Take something like Hamilton Centre - the NDP vote is down 6% in my average since 2021 in Ontario, which means the NDP goes from 47% to 41% in my model. If I did proportionate, the NDP vote would fall to the mid 30s, and they would be in a lot more trouble. In my straight swing model, they still win by 15%. To prove this point, despite having the NDP higher in Ontario overall in his average, 338 has the NDP vote lower in Hamilton Centre than me. It’s not a huge problem, but if the NDP really gets to 10-12% nationally it could become noticeable whether seat projection services have the NDP losing super safe seats.)
There’s a lot New Democrats are going to need to fix, but I don’t think the confusion some have about why the NDP vote is moving en masse to the Liberals is necessary - mostly because it’s not en masse. It’s two movements, two trends, that happened at the same time that messed with the analysis and left the NDP vulnerable to a revived LPC. Good thing we gave them one.
I had hope with Trudeaus plan for 2015 to be the last FPTP election.

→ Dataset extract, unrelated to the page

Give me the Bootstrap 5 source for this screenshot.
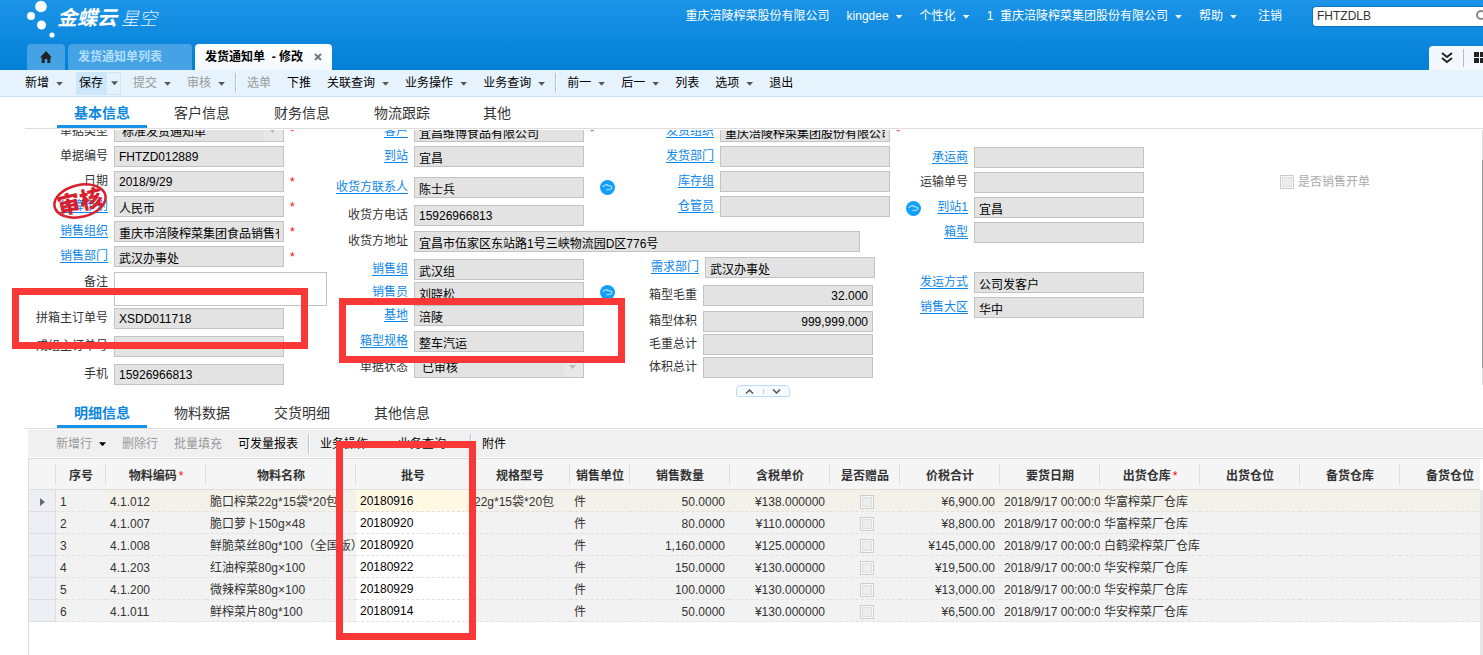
<!DOCTYPE html>
<html lang="zh-CN">
<head>
<meta charset="utf-8">
<meta name="viewport" content="width=device-width, initial-scale=1">
<title>发货通知单 - 修改</title>
<link href="https://cdn.jsdelivr.net/npm/bootstrap@5.3.0/dist/css/bootstrap.min.css" rel="stylesheet">
<style>
body{font-family:"Liberation Sans","Noto Sans CJK SC",sans-serif;font-size:12px;line-height:16px;color:#333;background:#fff;overflow:hidden}
button{border:0;background:none;padding:0;color:inherit;white-space:nowrap}
.page{min-height:100vh;overflow:hidden}
/* header */
.topbar{background:linear-gradient(#1c94e8,#0080d6);min-height:70px;color:#fff}
.topbar a,.topbar button{color:#fff;text-decoration:none;white-space:nowrap}
.brand-row{height:44px}
.brand-name{font-size:20px;line-height:20px;font-weight:700;font-style:italic}
.brand-sub{font-size:18px;line-height:20px;font-weight:300;font-style:italic;opacity:.85;margin-left:4px}
.tri{display:inline-block;width:7px;height:4px;margin-left:7px;background:#555;clip-path:polygon(0 0,100% 0,50% 100%);vertical-align:middle}
.topbar .tri{background:#fff}
.user-nav{gap:17px;height:32px}
.finder{width:171px;height:21px;border:1px solid #0b74bd;border-right:0;border-radius:4px 0 0 4px;background:#fff;overflow:hidden;margin-left:13px}
.finder input{border:0;outline:0;width:160px;padding:0 4px;font-size:12px;color:#333;background:none}
.win-tabs{padding-left:27px;gap:3px}
.win-tab{height:26px;border-radius:4px 4px 0 0;background:#45a2e5;font-weight:700;padding:0 10px}
.win-tab.home-tab{width:38px}
.topbar .win-tab.wide-tab{width:124px;color:#b2dfff}
.win-tab.current{background:linear-gradient(#fff,#f2f9fe);color:#000;width:137px}
.side-tools{height:24px;width:54px;background:#f2f8fd;border-radius:4px 0 0 0}
.side-rule{width:1px;height:18px;background:#bbb;margin:0 10px}
/* toolbars */
.tools{color:#000}
.tools button{padding:0 8px;line-height:24px}
.tools button:disabled{color:#999}
.tools .rule-v{width:2px;height:20px;margin:0 2px;background:linear-gradient(90deg,#a9c5ea 50%,#fff 50%)}
.main-tools{background:#e6f3fc;border-bottom:1px solid #cce0fc;height:27px;padding-left:17px}
.main-tools .split{background:linear-gradient(90deg,#cce7fa 31px,#e3f2fc 31px);box-shadow:inset 0 0 0 1px #cce7fa;margin:0 4px 0 5px;padding:0 3px;line-height:23px}
.grid-tools{background:#f0f0f0;height:27px;margin:1px 0 1px 28px;padding-left:20px}
/* section tabs */
.sect{margin-left:25px;padding-left:32px;border-bottom:1px solid #ddd;gap:10px;height:32px}
.sect button{min-width:80px;padding:4px 17px 0;font-size:14px;line-height:24px;height:31px;color:#333;border-bottom:3px solid transparent}
.sect button.on{color:#0d87e0;font-weight:700;border-bottom-color:#1993e8}
/* form */
.pane{overflow:hidden;margin-top:1px}
.pane-in{margin-top:-9px}
.fcol{flex:none}
.fa{width:300px}.fb{width:306px}.fb-low{width:289px;margin-top:2px}.fc{width:254px}.fmid{width:560px}.fd{width:420px;padding-top:26px}.fe{padding-top:50px}
.fld{height:21px;margin-bottom:4px;white-space:nowrap}
.sp2{margin-bottom:2px}.sp5{margin-bottom:5px}.sp7{margin-bottom:7px}.sp10{margin-bottom:10px}.sp29{margin-bottom:29px}
.cap{width:108px;margin-right:6px;text-align:right;flex:none;line-height:20px;align-self:flex-start}
.cap a{color:#0d87e9;text-decoration:underline 1px;text-underline-offset:2px}
.box{width:170px;height:21px;flex:none;border:1px solid #c3c3c3;border-radius:0;background:#e3e3e3;color:#000;padding:1px 4px 0;font-size:12px;line-height:16px;outline:0}
.box.pick{appearance:none;opacity:1;padding-left:7px;background:#e3e3e3 linear-gradient(#e8e8e8,#e8e8e8) right/19px 100% no-repeat}
.pickwrap .tri{position:absolute;right:8px;top:8px;background:#bbb}
.box.addr{width:446px}
.box.memo{width:213px;height:34px;background:#fff;resize:none}
.req{color:#f00;margin-left:6px;line-height:12px}
.cloud{width:15px;height:15px;flex:none}
.tick{appearance:none;width:14px;height:14px;margin:0;border:1px solid #ccc;background:#eceded;box-shadow:inset 0 0 0 1px #fafafa,inset 0 0 0 2px #dcdedf;display:inline-block;vertical-align:middle}
.off{color:#aaa}
.track{width:1px;background:#ddd}
.track div{height:208px;margin-top:30px;background:#999}
.fold{padding-left:43px;height:12px}
.fold div{width:54px;border:1px solid #b9dcf4;border-radius:5px 5px 2px 2px;background:#f5fbff}
.fold button{flex:1;line-height:0}
.fold button+button{border-left:1px solid #ccc}
.fold svg{display:inline-block;vertical-align:top}
/* annotations */
.frame{position:absolute;border:7px solid #fb3838;z-index:5;pointer-events:none}
.frame-order{left:12px;top:288px;width:296px;height:61px}
.frame-base{left:339px;top:298px;width:286px;height:65px}
.frame-lot{left:336px;top:441px;width:140px;height:199px}
.stamp{position:absolute;left:52px;top:180px;z-index:4}
/* grid */
.gridbox{margin-left:28px;border-left:1px solid #ddd;border-top:1px solid #ddd;overflow:hidden;min-height:197px}
.gridclip{overflow:hidden;flex:1;min-width:0}
.items{table-layout:fixed;width:1471px;border-collapse:separate;border-spacing:0;color:#333}
.c27{width:27px}.c50{width:50px}.c60{width:60px}.c70{width:70px}.c100{width:100px}.c114{width:114px}.c150{width:150px}
.items th{height:31px;background:#f5f5f5 linear-gradient(#ddd,#ddd) right/1px 20px no-repeat;border-bottom:1px solid #ddd;text-align:center;padding:3px 0 0;white-space:nowrap;overflow:hidden}
.items th .req{margin-left:2px;font-weight:400}
.items td{height:22px;padding:2px 4px 0;line-height:16px;background:#f2f2f2;border-bottom:1px dashed #e0e0e0;white-space:nowrap;overflow:hidden}
.items td:first-child{background:#eeeff5;border-right:1px solid #ddd;border-bottom:1px solid #dcdde4;text-align:center}
.items td.lot{background:#fff;color:#000;padding-top:0}
.items .sel td:nth-child(n+3){background:#f4f1ea}
.items .sel td.lot{background:#fff8e2}
.items td.num{text-align:right;padding-right:5px}
.items td.chk{text-align:center;padding:0 0 0 4px}
.items td.chk .tick{vertical-align:top;margin-top:2px}
.vbar{width:3px;background:#e8e8e8;margin-top:31px}
</style>
</head>
<body>
<svg width="0" height="0" class="position-absolute" aria-hidden="true">
<symbol id="cloud" viewBox="0 0 15 15"><circle cx="7.500" cy="7.500" r="7.500" fill="#12a0fa"/><path d="M2.800 6.800C4.500 4.300 7 4.300 8.300 5.700c2-.2 3.700.8 3.500 2.300-.2 1.300-1.500 1.700-5.300 1.500" fill="none" stroke="#a5dcff" stroke-width="1.300"/></symbol>
</svg>
<div class="page position-relative">
<header class="topbar">
  <div class="brand-row d-flex align-items-start">
    <svg width="57" height="40" viewBox="0 0 57 40" fill="#fff" aria-hidden="true"><circle cx="41" cy="6.500" r="5.800"/><circle cx="31" cy="16" r="4"/><circle cx="41.500" cy="25" r="4.500"/><circle cx="52" cy="35" r="2.600"/></svg>
    <div class="pt-2 text-nowrap pe-3"><span class="brand-name">金蝶云</span><span class="brand-sub">星空</span></div>
    <nav class="user-nav d-flex align-items-center ms-auto">
      <span class="text-nowrap">重庆涪陵榨菜股份有限公司</span>
      <button>kingdee<span class="tri"></span></button>
      <button>个性化<span class="tri"></span></button>
      <button>1&nbsp; 重庆涪陵榨菜集团股份有限公司<span class="tri"></span></button>
      <button>帮助<span class="tri"></span></button>
      <a href="#" class="ms-1">注销</a>
      <div class="finder d-flex align-items-center"><input type="text" value="FHTZDLB" aria-label="搜索"><svg width="14" height="14" viewBox="0 0 14 14" class="flex-shrink-0"><circle cx="8" cy="6" r="4" fill="none" stroke="#888" stroke-width="2"/></svg></div>
    </nav>
  </div>
  <div class="win-tabs d-flex align-items-end">
    <a href="#" class="win-tab home-tab d-flex align-items-center justify-content-center" aria-label="首页"><svg width="12" height="12" viewBox="0 0 12 12" fill="#222"><path d="M6 0 12 6.500H10.300V12H7.300V8H4.700V12H1.700V6.500H0z"/></svg></a>
    <a href="#" class="win-tab wide-tab d-flex align-items-center">发货通知单列表</a>
    <div class="win-tab current d-flex align-items-center justify-content-between"><span class="text-nowrap">发货通知单&nbsp; - 修改</span><button class="d-flex" aria-label="关闭"><svg width="8" height="8" viewBox="0 0 8 8" stroke="#777" stroke-width="2"><path d="M1 1 7 7M7 1 1 7"/></svg></button></div>
    <div class="side-tools ms-auto d-flex align-items-center">
      <button class="ms-2 ps-1 d-flex" aria-label="展开"><svg width="12" height="12" viewBox="0 0 12 12" fill="none" stroke="#222" stroke-width="1.800"><path d="M1 1 6 5 11 1M1 6 6 10 11 6"/></svg></button>
      <span class="side-rule flex-shrink-0"></span>
      <svg class="flex-shrink-0" width="11" height="12" viewBox="0 0 11 12" fill="#222"><path d="M0 0h5v5H0zM6 0h5v5H6zM0 6h5v5H0zM6 6h5v5H6z"/></svg>
    </div>
  </div>
</header>
<div class="tools main-tools d-flex align-items-center">
  <button>新增<span class="tri"></span></button>
  <button class="split">保存<span class="tri ms-2"></span></button>
  <button disabled>提交<span class="tri"></span></button>
  <button disabled>审核<span class="tri"></span></button>
  <span class="rule-v"></span>
  <button disabled>选单</button>
  <button>下推</button>
  <button>关联查询<span class="tri"></span></button>
  <button>业务操作<span class="tri"></span></button>
  <button>业务查询<span class="tri"></span></button>
  <span class="rule-v"></span>
  <button>前一<span class="tri"></span></button>
  <button>后一<span class="tri"></span></button>
  <button>列表</button>
  <button>选项<span class="tri"></span></button>
  <button>退出</button>
</div>
<div class="sect d-flex align-items-end">
  <button class="on">基本信息</button><button>客户信息</button><button>财务信息</button><button>物流跟踪</button><button>其他</button>
</div>
<div class="pane d-flex">
<form class="pane-in d-flex flex-grow-1">
  <div class="fcol fa">
    <div class="fld d-flex align-items-center"><label class="cap" for="a1">单据类型</label><div class="pickwrap position-relative"><select id="a1" class="box pick" disabled><option>标准发货通知单</option></select><span class="tri"></span></div><span class="req">*</span></div>
    <div class="fld d-flex"><label class="cap" for="a2">单据编号</label><input id="a2" class="box" readonly value="FHTZD012889"></div>
    <div class="fld d-flex align-items-center"><label class="cap" for="a3">日期</label><input id="a3" class="box" readonly value="2018/9/29"><span class="req">*</span></div>
    <div class="fld d-flex align-items-center"><label class="cap" for="a4"><a href="#">结算币别</a></label><input id="a4" class="box" readonly value="人民币"><span class="req">*</span></div>
    <div class="fld d-flex align-items-center"><label class="cap" for="a5"><a href="#">销售组织</a></label><input id="a5" class="box" readonly value="重庆市涪陵榨菜集团食品销售有限公司"><span class="req">*</span></div>
    <div class="fld sp5 d-flex align-items-center"><label class="cap" for="a6"><a href="#">销售部门</a></label><input id="a6" class="box" readonly value="武汉办事处"><span class="req">*</span></div>
    <div class="fld sp2 h-auto d-flex"><label class="cap" for="a7">备注</label><textarea id="a7" class="box memo"></textarea></div>
    <div class="fld sp7 d-flex"><label class="cap" for="a8">拼箱主订单号</label><input id="a8" class="box" readonly value="XSDD011718"></div>
    <div class="fld sp7 d-flex"><label class="cap" for="a9">成组主订单号</label><input id="a9" class="box" readonly></div>
    <div class="fld mb-0 d-flex"><label class="cap" for="a10">手机</label><input id="a10" class="box" readonly value="15926966813"></div>
  </div>
  <div class="fcol fmid">
    <div class="d-flex">
      <div class="fcol fb">
        <div class="fld d-flex align-items-center"><label class="cap" for="b1"><a href="#">客户</a></label><input id="b1" class="box" readonly value="宜昌维博食品有限公司"><span class="req">*</span></div>
        <div class="fld sp10 d-flex"><label class="cap" for="b2"><a href="#">到站</a></label><input id="b2" class="box" readonly value="宜昌"></div>
        <div class="fld sp7 d-flex align-items-center"><label class="cap" for="b3"><a href="#">收货方联系人</a></label><input id="b3" class="box" readonly value="陈士兵"><svg class="cloud ms-3"><use href="#cloud"/></svg></div>
        <div class="fld sp5 d-flex"><label class="cap" for="b4">收货方电话</label><input id="b4" class="box" readonly value="15926966813"></div>
      </div>
      <div class="fcol fc">
        <div class="fld d-flex align-items-center"><label class="cap" for="c1"><a href="#">发货组织</a></label><input id="c1" class="box" readonly value="重庆涪陵榨菜集团股份有限公司"><span class="req">*</span></div>
        <div class="fld d-flex"><label class="cap" for="c2"><a href="#">发货部门</a></label><input id="c2" class="box" readonly></div>
        <div class="fld d-flex"><label class="cap" for="c3"><a href="#">库存组</a></label><input id="c3" class="box" readonly></div>
        <div class="fld d-flex"><label class="cap" for="c4"><a href="#">仓管员</a></label><input id="c4" class="box" readonly></div>
      </div>
    </div>
    <div class="fld sp5 d-flex"><label class="cap" for="b5">收货方地址</label><input id="b5" class="box addr" readonly value="宜昌市伍家区东站路1号三峡物流园D区776号"></div>
    <div class="d-flex">
      <div class="fcol fb-low">
        <div class="fld sp2 d-flex"><label class="cap" for="b6"><a href="#">销售组</a></label><input id="b6" class="box" readonly value="武汉组"></div>
        <div class="fld sp2 d-flex align-items-center"><label class="cap" for="b7"><a href="#">销售员</a></label><input id="b7" class="box" readonly value="刘晓松"><svg class="cloud ms-3"><use href="#cloud"/></svg></div>
        <div class="fld sp5 d-flex"><label class="cap" for="b8"><a href="#">基地</a></label><input id="b8" class="box" readonly value="涪陵"></div>
        <div class="fld sp5 d-flex"><label class="cap" for="b9"><a href="#">箱型规格</a></label><input id="b9" class="box" readonly value="整车汽运"></div>
        <div class="fld mb-0 d-flex"><label class="cap" for="b10">单据状态</label><div class="pickwrap position-relative"><select id="b10" class="box pick" disabled><option>已审核</option></select><span class="tri"></span></div></div>
      </div>
      <div class="fcol">
        <div class="fld sp7 d-flex" style="margin-left:2px"><label class="cap" for="c6"><a href="#">需求部门</a></label><input id="c6" class="box" readonly value="武汉办事处"></div>
        <div class="fld sp5 d-flex"><label class="cap" for="c7">箱型毛重</label><input id="c7" class="box text-end" readonly value="32.000"></div>
        <div class="fld sp2 d-flex"><label class="cap" for="c8">箱型体积</label><input id="c8" class="box text-end" readonly value="999,999.000"></div>
        <div class="fld sp2 d-flex"><label class="cap" for="c9">毛重总计</label><input id="c9" class="box" readonly></div>
        <div class="fld mb-0 d-flex"><label class="cap" for="c10">体积总计</label><input id="c10" class="box" readonly></div>
      </div>
    </div>
  </div>
  <div class="fcol fd">
    <div class="fld d-flex"><label class="cap" for="d1"><a href="#">承运商</a></label><input id="d1" class="box" readonly></div>
    <div class="fld d-flex"><label class="cap" for="d2">运输单号</label><input id="d2" class="box" readonly></div>
    <div class="fld d-flex"><div class="cap d-flex justify-content-end"><svg class="cloud me-3 mt-1"><use href="#cloud"/></svg><label for="d3"><a href="#">到站1</a></label></div><input id="d3" class="box" readonly value="宜昌"></div>
    <div class="fld sp29 d-flex"><label class="cap" for="d4"><a href="#">箱型</a></label><input id="d4" class="box" readonly></div>
    <div class="fld d-flex"><label class="cap" for="d5"><a href="#">发运方式</a></label><input id="d5" class="box" readonly value="公司发客户"></div>
    <div class="fld d-flex"><label class="cap" for="d6"><a href="#">销售大区</a></label><input id="d6" class="box" readonly value="华中"></div>
  </div>
  <div class="fcol fe">
    <div class="fld d-flex align-items-center gap-1"><input type="checkbox" class="tick" id="e1" disabled><label for="e1" class="off">是否销售开单</label></div>
  </div>
</form>
<div class="track flex-shrink-0"><div></div></div>
</div>
<div class="fold d-flex justify-content-center"><div class="d-flex align-items-center">
  <button aria-label="收起"><svg width="9" height="5" viewBox="0 0 9 5" fill="none" stroke="#555" stroke-width="1.500"><path d="M1 4.500 4.500 1 8 4.500"/></svg></button>
  <button aria-label="展开"><svg width="9" height="5" viewBox="0 0 9 5" fill="none" stroke="#555" stroke-width="1.500"><path d="M1 .5 4.500 4 8 .5"/></svg></button>
</div></div>
<div class="sect d-flex align-items-end">
  <button class="on">明细信息</button><button>物料数据</button><button>交货明细</button><button>其他信息</button>
</div>
<div class="tools grid-tools d-flex align-items-center">
  <button disabled>新增行<span class="tri bg-black"></span></button>
  <button disabled>删除行</button>
  <button disabled>批量填充</button>
  <button>可发量报表</button>
  <span class="rule-v"></span>
  <button>业务操作<span class="tri"></span></button>
  <button>业务查询<span class="tri"></span></button>
  <span class="rule-v"></span>
  <button>附件</button>
</div>
<div class="gridbox d-flex">
<div class="gridclip">
<table class="items">
<colgroup><col class="c27"><col class="c50"><col class="c100"><col class="c150"><col class="c114"><col class="c100"><col class="c60"><col class="c100"><col class="c100"><col class="c70"><col class="c100"><col class="c100"><col class="c100"><col class="c100"><col class="c100"><col class="c100"></colgroup>
<thead><tr><th></th><th>序号</th><th>物料编码<span class="req">*</span></th><th>物料名称</th><th>批号</th><th>规格型号</th><th>销售单位</th><th>销售数量</th><th>含税单价</th><th>是否赠品</th><th>价税合计</th><th>要货日期</th><th>出货仓库<span class="req">*</span></th><th>出货仓位</th><th>备货仓库</th><th>备货仓位</th></tr></thead>
<tbody>
<tr class="sel"><td><svg width="5" height="8" viewBox="0 0 5 8" fill="#667"><path d="M0 0 5 4 0 8z"/></svg></td><td>1</td><td>4.1.012</td><td>脆口榨菜22g*15袋*20包</td><td class="lot">20180916</td><td>22g*15袋*20包</td><td>件</td><td class="num">50.0000</td><td class="num">¥138.000000</td><td class="chk"><input type="checkbox" class="tick" disabled aria-label="是否赠品"></td><td class="num">¥6,900.00</td><td>2018/9/17 00:00:00</td><td>华富榨菜厂仓库</td><td></td><td></td><td></td></tr>
<tr><td></td><td>2</td><td>4.1.007</td><td>脆口萝卜150g×48</td><td class="lot">20180920</td><td></td><td>件</td><td class="num">80.0000</td><td class="num">¥110.000000</td><td class="chk"><input type="checkbox" class="tick" disabled aria-label="是否赠品"></td><td class="num">¥8,800.00</td><td>2018/9/17 00:00:00</td><td>华富榨菜厂仓库</td><td></td><td></td><td></td></tr>
<tr><td></td><td>3</td><td>4.1.008</td><td>鲜脆菜丝80g*100（全国版）</td><td class="lot">20180920</td><td></td><td>件</td><td class="num">1,160.0000</td><td class="num">¥125.000000</td><td class="chk"><input type="checkbox" class="tick" disabled aria-label="是否赠品"></td><td class="num">¥145,000.00</td><td>2018/9/17 00:00:00</td><td>白鹤梁榨菜厂仓库</td><td></td><td></td><td></td></tr>
<tr><td></td><td>4</td><td>4.1.203</td><td>红油榨菜80g×100</td><td class="lot">20180922</td><td></td><td>件</td><td class="num">150.0000</td><td class="num">¥130.000000</td><td class="chk"><input type="checkbox" class="tick" disabled aria-label="是否赠品"></td><td class="num">¥19,500.00</td><td>2018/9/17 00:00:00</td><td>华安榨菜厂仓库</td><td></td><td></td><td></td></tr>
<tr><td></td><td>5</td><td>4.1.200</td><td>微辣榨菜80g×100</td><td class="lot">20180929</td><td></td><td>件</td><td class="num">100.0000</td><td class="num">¥130.000000</td><td class="chk"><input type="checkbox" class="tick" disabled aria-label="是否赠品"></td><td class="num">¥13,000.00</td><td>2018/9/17 00:00:00</td><td>华安榨菜厂仓库</td><td></td><td></td><td></td></tr>
<tr><td></td><td>6</td><td>4.1.011</td><td>鲜榨菜片80g*100</td><td class="lot">20180914</td><td></td><td>件</td><td class="num">50.0000</td><td class="num">¥130.000000</td><td class="chk"><input type="checkbox" class="tick" disabled aria-label="是否赠品"></td><td class="num">¥6,500.00</td><td>2018/9/17 00:00:00</td><td>华安榨菜厂仓库</td><td></td><td></td><td></td></tr>
</tbody>
</table>
</div>
<div class="vbar"></div>
</div>
<svg class="stamp" width="58" height="42" viewBox="0 0 58 42"><g transform="rotate(-13 28 21)"><ellipse cx="28" cy="21" rx="26" ry="16" fill="none" stroke="#d71f2e" stroke-width="2.500"/><text x="28" y="30" text-anchor="middle" font-size="23" font-weight="900" fill="#d71f2e">审核</text></g></svg>
<div class="frame frame-order"></div>
<div class="frame frame-base"></div>
<div class="frame frame-lot"></div>
</div>
<script src="https://cdn.jsdelivr.net/npm/bootstrap@5.3.0/dist/js/bootstrap.bundle.min.js"></script>
</body>
</html>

Last time I voted Liberal was 1974.
Will vote Liberal this time.
Too dangerous to elect Pollievre.
Riding I am in NDP has no chance.
I believe the NDP has an important place in Canada’s political landscape, and its collapse would not serve Canadians well. The party also has strong MPs, like Charlie Angus, who are genuinely committed to their work and the people they represent. However, the NDP's main challenge lies at the top, with a series of poor decisions made by its leadership. Once considered the "social conscience" of Parliament, the party now seems more interested to be a left-wing populist party.